Matthew Garrett: ARM and firmware specifications

Jon Masters, Chief ARM Architect at Red Hat, recently posted a description of his expectations for baseline arm64 servers. The quick summary is that systems should implement UEFI and ACPI, and any more traditional ARM boot mechanisms should be ignored. This is an interesting departure from the status quo in the ARM world, and it's worth thinking about the benefits and drawbacks of this approach.

It's very easy to build a generic kernel for most x86 systems, since the PC platform is fairly well defined even if not terribly well specified. Where system hardware does vary, it's almost always exposed on an enumerable bus (such as PCI or USB) which allows the OS to bind appropriate drivers. Things are different in the ARM world. Even once you're past the point of different SoC vendors requiring different kernel setup code and drivers, you still have to cope with the fact that system vendors can wire these SoCs up very differently. Hardware is often attached via GPIO lines without any means to enumerate them. The end result is that you've traditionally needed a different kernel for every ARM board. This is viable if you're selling the OS and hardware as a single product, but less viable if there's any desire to run a generic OS on the hardware.

The solution that's been adopted for this in the Linux world is called Device Tree. Device Tree actually has significant history, having been used as the device descriptor format in Open Firmware.
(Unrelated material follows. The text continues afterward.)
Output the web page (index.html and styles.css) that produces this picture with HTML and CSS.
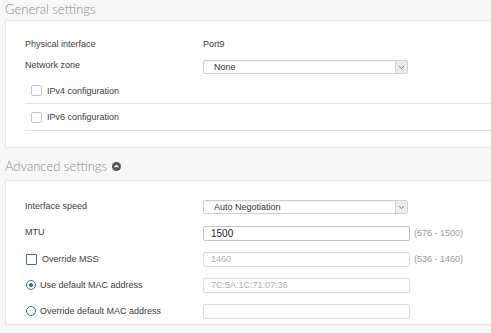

Since there was already support for it in the Linux kernel, adapting it for use in ARM devices was straightforward. Device Tree aware devices can pass a descriptor blob to the kernel at startup[1], and devices without that knowledge can have a blob build into the kernel.

So, if this problem is already solved, why the push to move to UEFI and ACPI? This push didn't actually originate in the Linux world - Microsoft mandate that Windows RT devices implement UEFI and ACPI, and were they to launch a Windows ARM server product would probably carry that over. That makes sense for Microsoft, since recent versions of Windows have been x86 only and so have grown all kinds of support for ACPI and UEFI. Supporting Device Tree would require Microsoft to rewrite large parts of Windows, whereas mandating UEFI and ACPI allowed them to reuse most of their existing Windows boot and driver code. As a result, largely at Microsoft's behest, ACPI 5 has grown a range of additional features for describing things like GPIO pinouts and I2C connections. Whatever your weird device layout, you can probably express it via ACPI.

This argument works less well for Linux. Linux already supports Device Tree, whereas it currently doesn't support ACPI or UEFI on ARM[2]. Hardware vendors are already used to working with Device Tree. Moving to UEFI and ACPI has the potential to uncover a range of exciting new kernel issues and vendor bugs. It's not obviously an engineering win.

So how about users? There's an argument that since server vendors are now mostly shipping ACPI and UEFI systems, having ARM support these technologies makes it easier for customers to replace x86 systems with ARM systems. This really doesn't fly for ACPI, which is entirely invisible to the user. There are no standard ACPI entry points for system configuration, and the bits of ACPI that are generically useful (such as configuring system wakeup times) are already abstracted away to a standard interface by the kernel. It's somewhat more compelling for UEFI. UEFI supports a platform-independent bytecode language (EFI Byte Code, or EBC), which means that customers can write their own system management utilities, build them for EBC and then deploy them to their servers without caring about whether they're x86 or ARM. Want a bootloader that'll hit an internal HTTP server in order to determine which system image to deploy, and which works on both x86 and ARM? Straightforward.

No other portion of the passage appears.